The engine uses the double-expansion compound system, developed by Arthur Woolf around 1804, whereby the steam is first let into a high-pressure cylinder, where it is allowed to expend half its pressure before being let into the low pressure cylinder, to do further work before being condensed. This system allows for minimal fuel consumption.

The engine is rated at one-hundred horsepower and drives two pumps, of the plunger type. Each pump was capable of moving two million gallons-per-day, when the engine was running at sixteen revolutions per minute. The pumps are each twenty-six inches diameter and fifty-one inch stroke.
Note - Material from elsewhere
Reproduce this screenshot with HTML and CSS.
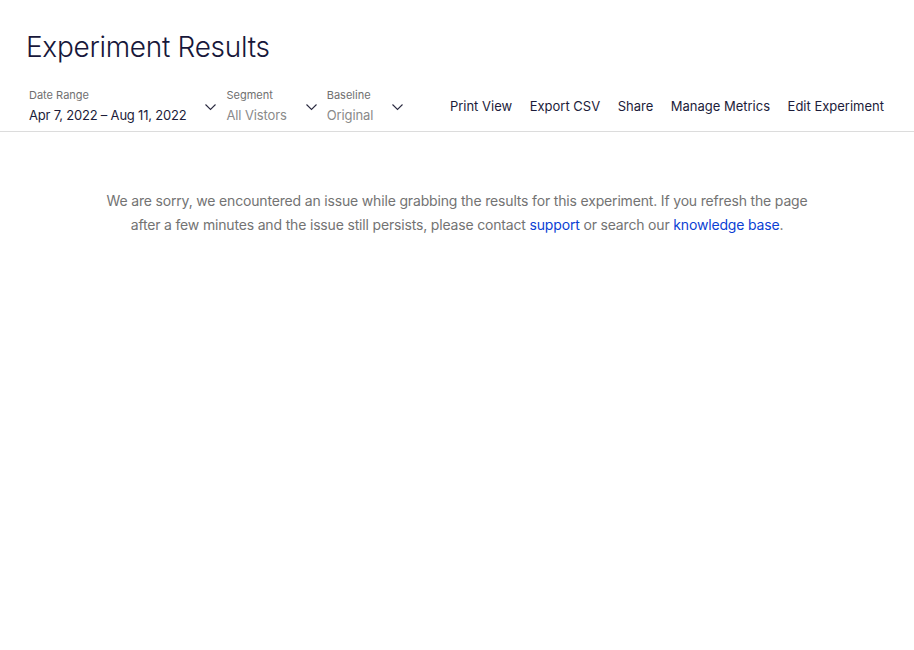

The eight supporting columns are of the Doric style, in hollow cast-iron, and the general design of decoration to the structure, notably the use of the acanthus leaf motif, follows the "only the best" attitude of the Local Councils and industrial designers of the day.
The flywheel is twenty-seven feet in diameter and weighs approximately seventeen tons. The spokes are of solid cast iron and the rim is of hollow section.

Each cylinder piston rod is joined by a series of interconnected moving rods to the fixed engine framework, forming a parallel motion to the beam. This parallel motion linkage, invented by James Watt in 1784, converts the curvilinear motion of the beam into straight-line motion.

The beam itself stands 17 feet above floor level and is almost 21 feet in length. It pivots on two huge bearings that are lubricated by small oil reservoirs above, as are all the bearings attached to the beam. The flywheel bearings and those driving the valve timing gear shafts are lubricated by the small self-feeding glass reservoirs.
When used to pump sewage, the engine consumed some four hundredweight (200 kilos) of coal per hour. There were two driver/mechanics to operate the engine who lived in two cottages on the site, tied to their employment.